On a less amusing note, New Zealand has left its rather elongate ‘short sharp lockdown’ attempt, and left its elimination strategy in the dust as we moved into a new method of COVID-19 management this week. The first part of the coming psychological shock has hit home, as we lose our international status of having maintained an elimination strategy longer than most countries. I think Hong Kong is now the only country fending off delta ; we failed along with the rest of the world. The challenge of managing delta, compared to the ‘wild’ COVID-19 (if the original variant was ‘wild’, does that make delta ‘furious’?) is easily seen in the comparison between the effects of our national lockdowns in 2020 and 2021.

While the peak of infections in the 2021 delta outbreak was shorter than the 2020 COVID-19 peak (driven by more numerous sources), the delta tail has gone on, and on, and on. Ashley Bloomfield and Jacinda Ardern kept telling us there would be a long tail following the initial peak of infections; that tail has got the better of us. Evidence of movements suggest that people were (at least initially) as compliant in Level 4 lockdown this year as last; however delta infected households in a way that the 2020 COVID-19 did not demonstrating its increased R 0 , from between 2 and 3, to between 6 and 7 for the delta variant (1 person infects 6 to 7 other people, on average).

Movements in Auckland prior to Level 4 and through Level 4 and Level 3 (change in levels is shown as vertical lines).

Last year, an infection in a household only sometimes led to the whole household being infected, this year it seems almost universal that the whole household gets infected. This degree of infection has led to so many more people being infectious in the community than last year and therefore ongoing spread of disease. We have also seen what happens when disease gets into the community ‘underground’ – the criminal community wants to keep earning income and is less interested in obeying government mandates than other elements of society.

Now we have a balancing act that will need to last for months. Everyone in the health system knew and still knows that we need our vaccination rates to get a lot higher if we are not to have a massive health toll when delta infections really take hold in the community. The health toll will come from COVID illness and deaths, but also from illness in deaths of those who cannot be treated because hospital beds are taken up by COVID patients, and there will be a massive toll on health care workers. We have no natural infection to back up vaccination levels, as do European countries, for example. The government knows this too, as evidence by the rapidity with which COVID Alert Level 3 is enacted more broadly, as COVID-19 cases leak out beyond Auckland. We may have left Level 4 behind, but some degree of community restrictions are going to be our ongoing reality for some time to manage numbers of COVID infections. That 90% of eligible population target is a way off yet – we are just creeping above 80% with a first vaccination and 50% with a second vaccination.

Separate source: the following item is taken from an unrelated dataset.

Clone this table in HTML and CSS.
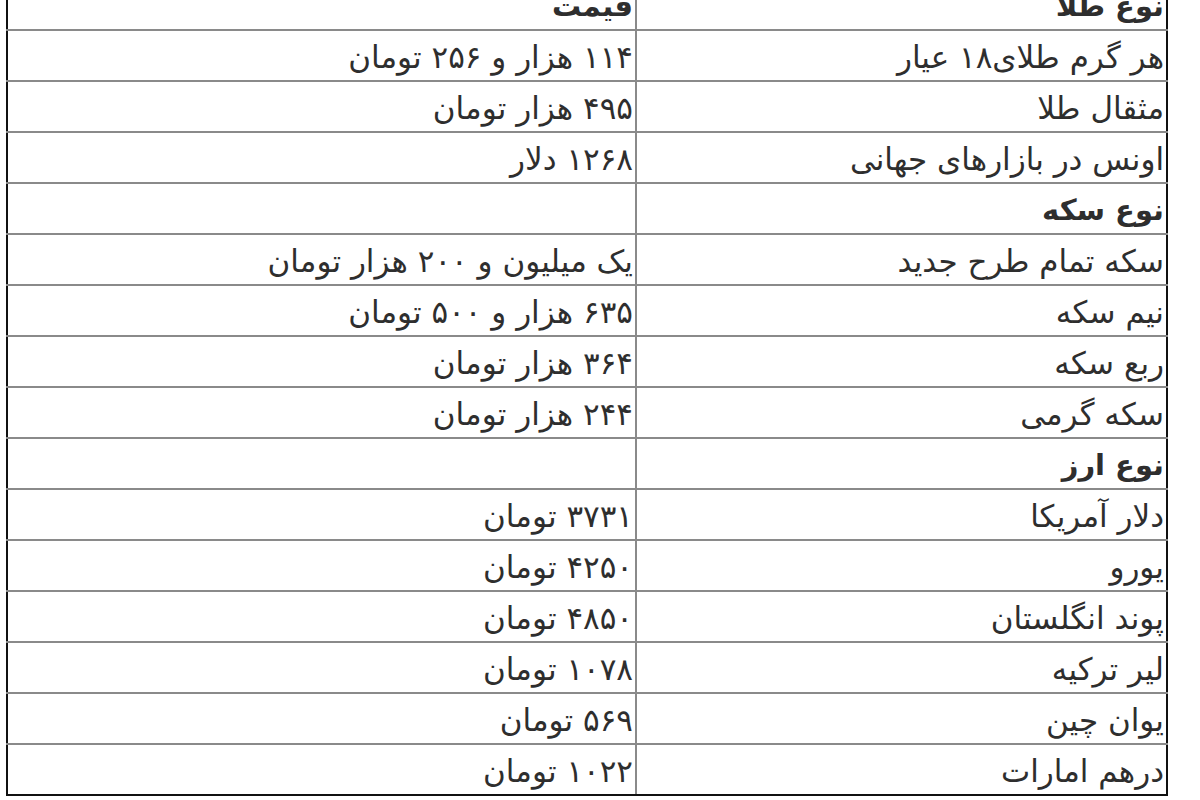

Questions are starting to circle as to whether New Zealand should adopt a regional approach, like that of Australia. For those of us in the South Island a regional approach seems quite appealing, given that the South Island has not had a COVID case for about a year. However, given the rate at which cases are moving outward from Auckland, if it isn’t enacted soon, COVID will breach our borders.

Let’s hope the sting in delta’s tail is as quickly fixed as Chris’s rear end – in October he was a lycra warrior but by the following January he was once again resplendent in emerald cycling shorts.